Step 3: Price for profitable growth

Growth that doesn't improve profit is just more work. Before scaling volume, make sure each sale earns enough to fund the next stage. Two quick checks:

  • Know your gross margin per sale. If a job brings in $1,000 and costs $700 to deliver, you keep $300. Doubling volume at that margin also doubles the cash you must float to deliver it — which is why undercapitalized businesses can grow themselves broke.
  • Test a price increase before a volume push. Raising prices 10% on work you already do typically lifts profit more than a 10% increase in customers, because there's no added delivery cost. Frame it around the value and outcome you deliver, not your costs.

Pricing for profit first means every new customer makes the business stronger, not just busier.

Step 4: Build capacity before you chase volume

Growth breaks the businesses that aren't ready for it. A flood of new customers meeting a fragile operation produces late deliveries, mistakes, and refunds — the opposite of growth. Before you turn up demand, shore up the basics:

  • Document the work that has to repeat, so it doesn't all live in your head.
  • Identify the bottleneck — the one person, step, or resource that caps how much you can deliver — and plan how to relieve it.
  • Confirm the cash runway to fund delivery between making a sale and getting paid.

This is where a growth strategy connects to day-to-day operations and to your cash flow and finances. The strategy on paper is only as strong as the systems and money behind it.

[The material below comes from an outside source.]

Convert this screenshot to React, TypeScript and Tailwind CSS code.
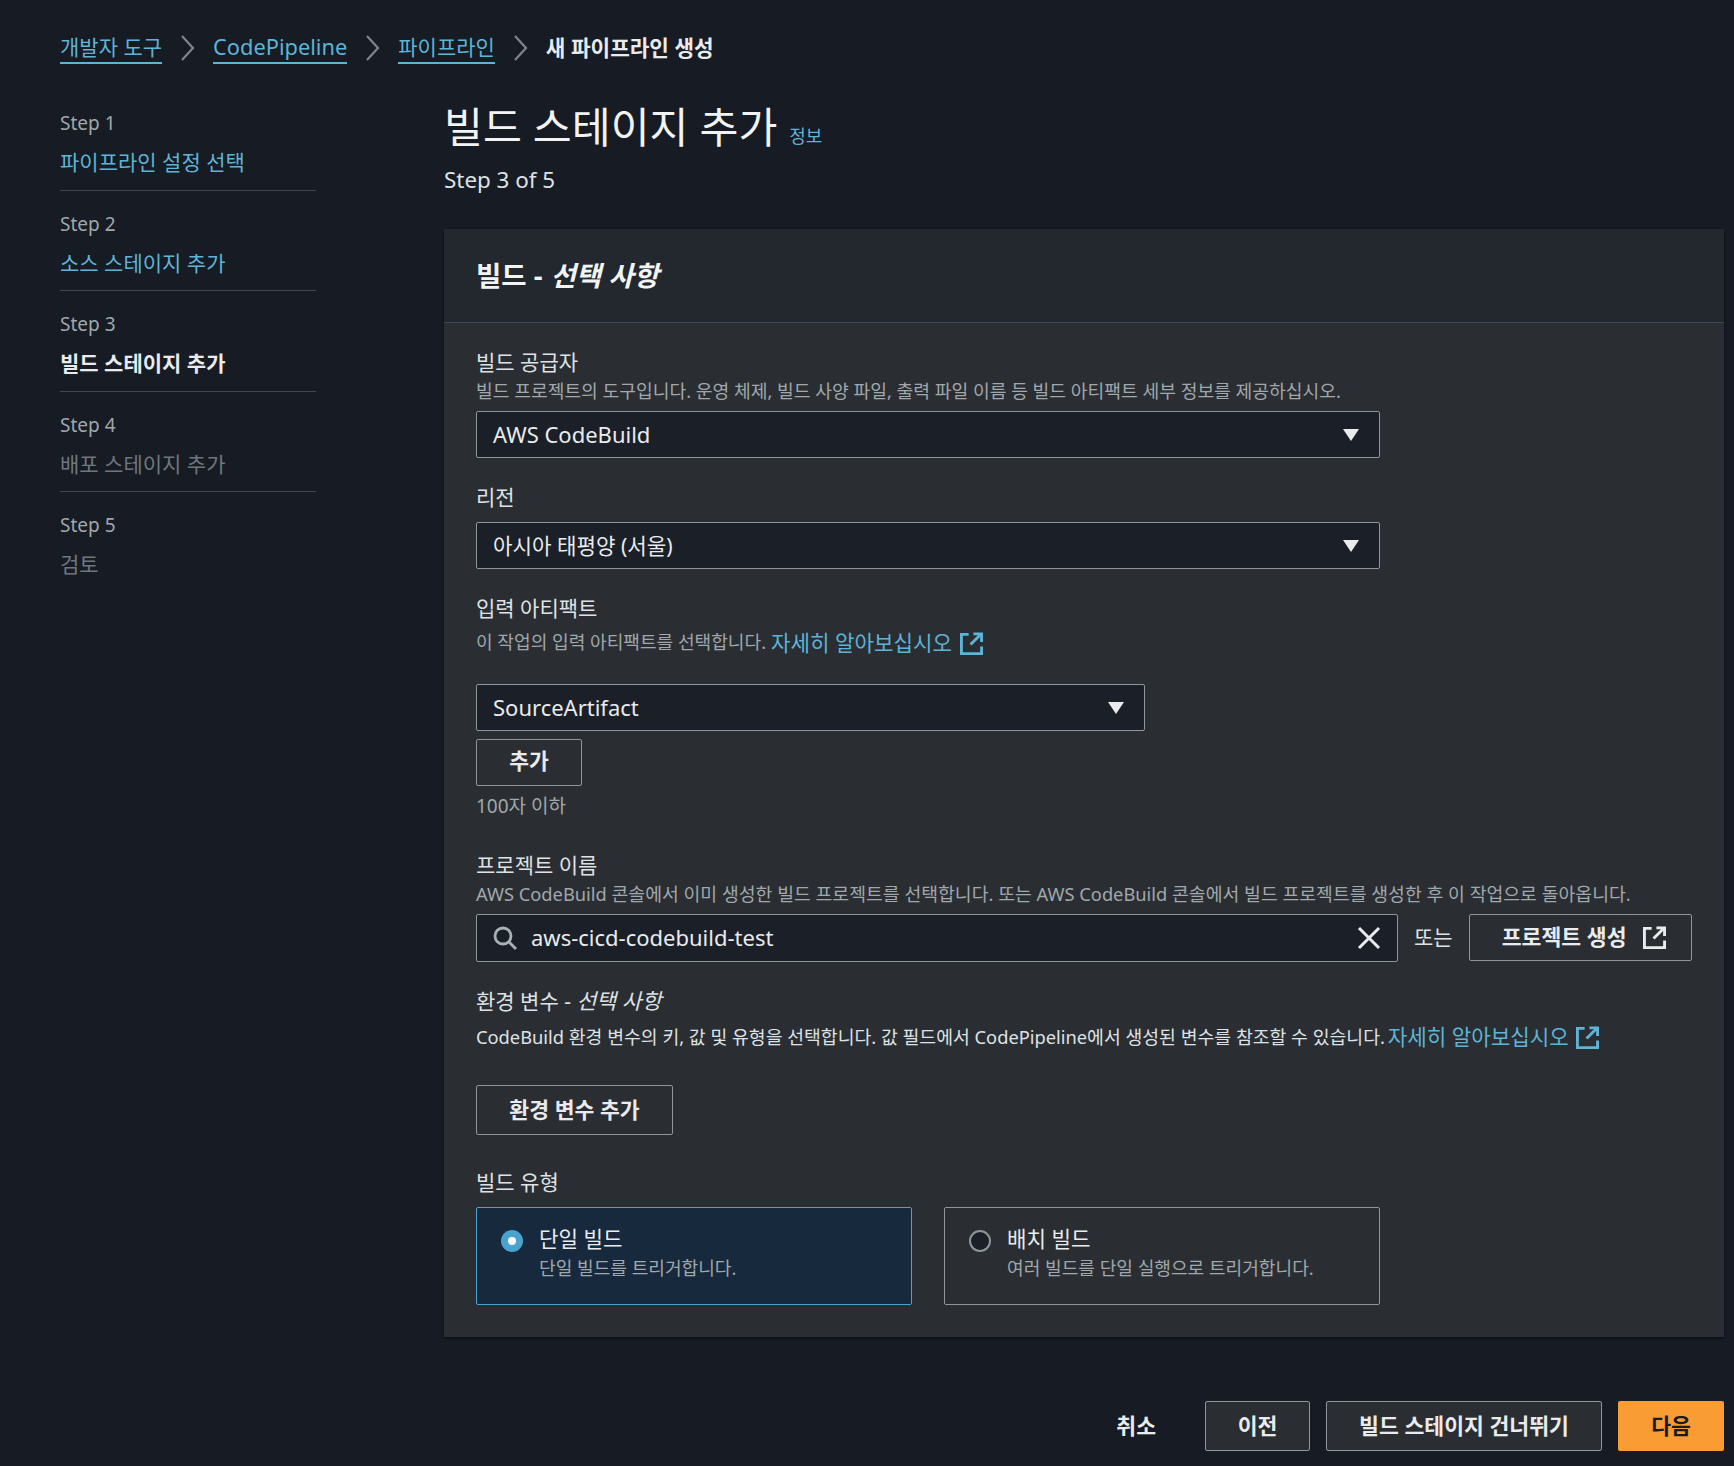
import React from "react";

const font = "[font-family:'Noto_Sans','Noto_Sans_CJK_KR',sans-serif]";

const ExternalIcon = ({ className }: { className: string }) => (
  <svg viewBox="0 0 24 24" fill="none" stroke="currentColor" strokeWidth="3" className={className}>
    <path d="M9 2.5H1.5v20h21V15" />
    <path d="M14 2h8.5v8.5" />
    <path d="M22 2 11 13" />
  </svg>
);

const Caret = () => (
  <svg viewBox="0 0 16 12" className="h-[12px] w-[16px] fill-[#e9ebed]">
    <path d="M0 0h16L8 12z" />
  </svg>
);

const Chevron = () => (
  <svg viewBox="0 0 15 26" fill="none" stroke="#7d868b" strokeWidth="2.2" className="mx-[18px] h-[26px] w-[15px]">
    <path d="m2 1 11 12L2 25" />
  </svg>
);

const SearchIcon = () => (
  <svg viewBox="0 0 24 24" fill="none" stroke="#a9b1b5" strokeWidth="2.8" className="h-[24px] w-[24px]">
    <circle cx="10" cy="10" r="8" />
    <path d="m16 16 7 7" />
  </svg>
);

const ClearIcon = () => (
  <svg viewBox="0 0 24 24" fill="none" stroke="#e9ebed" strokeWidth="3" className="h-[24px] w-[24px]">
    <path d="m2 2 20 20M22 2 2 22" />
  </svg>
);

const Select = ({ value, className }: { value: string; className: string }) => (
  <div className={`flex h-[47px] items-center justify-between rounded-[2px] border border-[#8d9699] bg-[#1a1f28] pl-[16px] pr-[20px] text-[#e9ebed] ${className}`}>
    <span>{value}</span>
    <Caret />
  </div>
);

const Button = ({ children, className }: { children: React.ReactNode; className: string }) => (
  <div className={`flex items-center justify-center rounded-[2px] border border-[#8d9699] text-[21.6px] font-bold text-[#e9ebed] ${className}`}>
    {children}
  </div>
);

const Step = ({ n, label, tone, last }: { n: number; label: string; tone: string; last?: boolean }) => (
  <div className={`h-[100.5px] ${last ? "" : "border-b border-[#414750]"}`}>
    <div className="flex h-[51px] items-end pb-[4px] text-[19px] leading-[28px] text-[#a0a8ab]">Step {n}</div>
    <div className={`mt-[5px] text-[21px] leading-[32px] ${tone}`}>{label}</div>
  </div>
);

const App = () => {
  return (
    <div className={`h-[1466px] w-[1734px] overflow-hidden bg-[#161b24] ${font}`}>
      <nav className="flex h-[94px] items-center pl-[60px] pt-[2px] text-[21px]">
        <span className="border-b-2 border-[#5db4d6] leading-[30px] text-[#5db4d6]">개발자 도구</span>
        <Chevron />
        <span className="border-b-2 border-[#5db4d6] text-[21.8px] leading-[30px] text-[#5db4d6]">CodePipeline</span>
        <Chevron />
        <span className="border-b-2 border-[#5db4d6] leading-[30px] text-[#5db4d6]">파이프라인</span>
        <Chevron />
        <span className="text-[21.3px] font-bold leading-[30px] text-[#e9ebed]">새 파이프라인 생성</span>
      </nav>

      <div className="flex pl-[60px]">
        <aside className="-mt-[4px] w-[256px]">
          <Step n={1} label="파이프라인 설정 선택" tone="text-[#5db4d6]" />
          <Step n={2} label="소스 스테이지 추가" tone="text-[#5db4d6]" />
          <Step n={3} label="빌드 스테이지 추가" tone="font-bold text-[#e9ebed]" />
          <Step n={4} label="배포 스테이지 추가" tone="text-[#6f777d]" />
          <Step n={5} label="검토" tone="text-[#6f777d]" last />
        </aside>

        <main className="ml-[128px] w-[1280px]">
          <div className="flex h-[64px] items-end">
            <h1 className="text-[42.3px] leading-[62px] text-[#f2f3f3]">빌드 스테이지 추가</h1>
            <span className="mb-[10px] ml-[12px] text-[18px] leading-[24px] text-[#5db4d6]">정보</span>
          </div>
          <p className="mt-[7px] text-[22.4px] leading-[30px] text-[#dfe2e4]">Step 3 of 5</p>

          <section className="mt-[34px] h-[1108px] bg-[#2a2e33] shadow-[0_1px_2px_#0b0e13]">
            <header className="flex h-[94px] items-center border-b border-[#414750] bg-[#23272e] pl-[32px] text-[27.5px] font-bold text-[#f2f3f3]">
              빌드 - <i className="ml-[8px]">선택 사항</i>
            </header>

            <div className="px-[32px] pt-[23px] text-[21px]">
              <div className="leading-[32px] text-[#dfe2e4]">빌드 공급자</div>
              <div className="text-[18.2px] leading-[26px] text-[#a0a8ab]">빌드 프로젝트의 도구입니다. 운영 체제, 빌드 사양 파일, 출력 파일 이름 등 빌드 아티팩트 세부 정보를 제공하십시오.</div>
              <Select value="AWS CodeBuild" className="mt-[7px] w-[904px] text-[22px]" />

              <div className="mt-[23px] leading-[32px] text-[#dfe2e4]">리전</div>
              <Select value="아시아 태평양 (서울)" className="mt-[9px] w-[904px] text-[21.2px]" />

              <div className="mt-[23px] leading-[32px] text-[#dfe2e4]">입력 아티팩트</div>
              <div className="mt-[2px] flex h-[34px] items-center text-[18.1px] text-[#a0a8ab]">
                이 작업의 입력 아티팩트를 선택합니다.
                <span className="ml-[5px] text-[21.2px] text-[#5db4d6]">자세히 알아보십시오</span>
                <ExternalIcon className="ml-[8px] h-[23px] w-[23px] text-[#5db4d6]" />
              </div>
              <Select value="SourceArtifact" className="mt-[24px] w-[669px] text-[22px]" />
              <Button className="mt-[8px] h-[47px] w-[106px]">
                <span className="-mt-[3px]">추가</span>
              </Button>
              <div className="mt-[5px] text-[19px] leading-[30px] text-[#a0a8ab]">100자 이하</div>

              <div className="mt-[28px] leading-[32px] text-[#dfe2e4]">프로젝트 이름</div>
              <div className="text-[18.3px] leading-[26px] text-[#a0a8ab]">AWS CodeBuild 콘솔에서 이미 생성한 빌드 프로젝트를 선택합니다. 또는 AWS CodeBuild 콘솔에서 빌드 프로젝트를 생성한 후 이 작업으로 돌아옵니다.</div>
              <div className="mt-[7px] flex items-start">
                <div className="flex h-[48px] w-[922px] items-center rounded-[2px] border border-[#8d9699] bg-[#1a1f28] pl-[16px] pr-[16px] text-[22px] text-[#e9ebed]">
                  <SearchIcon />
                  <span className="-mt-[2px] ml-[14px] flex-1">aws-cicd-codebuild-test</span>
                  <ClearIcon />
                </div>
                <span className="ml-[16px] mt-[7px] text-[21px] leading-[32px] text-[#dfe2e4]">또는</span>
                <Button className="ml-[16px] h-[47px] w-[223px] pl-[7px]">
                  프로젝트 생성
                  <ExternalIcon className="ml-[16px] h-[23px] w-[23px]" />
                </Button>
              </div>

              <div className="mt-[23px] leading-[32px] text-[#dfe2e4]">
                환경 변수 - <i className="text-[21.6px]">선택 사항</i>
              </div>
              <div className="mt-[3px] flex h-[34px] items-center text-[18.3px] text-[#dfe2e4]">
                CodeBuild 환경 변수의 키, 값 및 유형을 선택합니다. 값 필드에서 CodePipeline에서 생성된 변수를 참조할 수 있습니다.
                <span className="ml-[3px] text-[21.2px] text-[#5db4d6]">자세히 알아보십시오</span>
                <ExternalIcon className="ml-[7px] h-[23px] w-[23px] text-[#5db4d6]" />
              </div>
              <Button className="mt-[31px] h-[50px] w-[197px]">환경 변수 추가</Button>

              <div className="mt-[31px] leading-[32px] text-[#dfe2e4]">빌드 유형</div>
              <div className="mt-[9px] flex gap-[32px]">
                <div className="flex h-[98px] w-[436px] rounded-[2px] border border-[#4aa3cf] bg-[#17293d] pl-[24px] pt-[16px]">
                  <span className="mt-[6px] flex h-[22px] w-[22px] items-center justify-center rounded-full bg-[#4aa3cf]">
                    <span className="h-[8px] w-[8px] rounded-full bg-white" />
                  </span>
                  <div className="ml-[16px]">
                    <div className="text-[21.2px] leading-[30px] text-[#e9ebed]">단일 빌드</div>
                    <div className="text-[18.1px] leading-[28px] text-[#a0a8ab]">단일 빌드를 트리거합니다.</div>
                  </div>
                </div>
                <div className="flex h-[98px] w-[436px] rounded-[2px] border border-[#8d9699] pl-[24px] pt-[16px]">
                  <span className="mt-[6px] h-[22px] w-[22px] rounded-full border-2 border-[#8d9699] bg-[#1a1f28]" />
                  <div className="ml-[16px]">
                    <div className="text-[21.2px] leading-[30px] text-[#e9ebed]">배치 빌드</div>
                    <div className="text-[18.1px] leading-[28px] text-[#a0a8ab]">여러 빌드를 단일 실행으로 트리거합니다.</div>
                  </div>
                </div>
              </div>
            </div>
          </section>

          <footer className="mt-[64px] flex items-center justify-end">
            <span className="mr-[49px] text-[21.6px] font-bold text-[#e9ebed]">취소</span>
            <Button className="h-[50px] w-[105px] bg-[#2a2e33]">이전</Button>
            <Button className="ml-[16px] h-[50px] w-[276px] bg-[#2a2e33]">빌드 스테이지 건너뛰기</Button>
            <div className="ml-[16px] flex h-[50px] w-[106px] items-center justify-center rounded-[2px] bg-[#f89c33] text-[21.6px] font-bold text-[#161b24]">다음</div>
          </footer>
        </main>
      </div>
    </div>
  );
};

export default App;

Step 5: Set one number and review on a schedule

A strategy you don't measure quietly becomes a wish again. For the lever you chose, pick a single leading number to move — average sale value, repeat-purchase rate, qualified leads per month — and check it on a fixed cadence. A 90-day review window is long enough to see signal and short enough to change course.

At each review, ask three questions: Is the number moving? Is profit moving with it? Is the business still able to deliver? If all three are yes, keep going. If not, adjust the lever before adding a new one.

Common growth mistakes to avoid

  • Chasing volume at any margin. More low-profit work can leave you with less cash and a tired team.
  • Switching levers every month. Growth tactics need time to compound; constant pivots reset the clock.
  • Funding growth on hope. New volume needs cash to deliver before it pays back — plan the gap.
  • Confusing busy with profitable. Track profit, not just revenue or activity.

Frequently asked questions

What is a small business growth strategy?

It is a clear plan that names the specific mechanism for growth — such as raising prices, increasing repeat business, or developing one reliable acquisition channel — along with what it will cost and what the business must change to support it. It is more concrete than a revenue goal.

How fast should a small business grow?

Only as fast as its cash flow and operations can absorb. Growing faster than you can deliver or fund usually creates problems — late work, quality issues, and cash shortfalls — that cost more than the growth was worth. Steady, profitable growth beats fast, fragile growth.

What is the cheapest way to grow a small business?

Usually by selling more to existing customers and by pricing your work correctly. Both avoid the cost of acquiring new customers, so they tend to add profit faster than chasing new leads.

How do I know which growth lever to focus on?

Rank your options by how much control you have over them and how quickly they pay back. Pricing and retention usually rank highest on both, which makes them strong first moves. Pick one or two, and state the reason behind your choice.

How often should I review my growth plan?

A 90-day cycle works well for most small businesses. It's long enough to see whether a lever is working and short enough to adjust before a wrong bet does much damage. At each review, check that the metric, profit, and delivery capacity are all moving in the right direction.

Putting it into practice

A growth strategy isn't a binder — it's a focused decision about where to grow and the discipline to fund and measure it. Pick one growth lever this quarter, set a single number to move, make sure your pricing and operations can carry the extra load, and review it in 90 days. Growth on purpose beats growth by accident every time.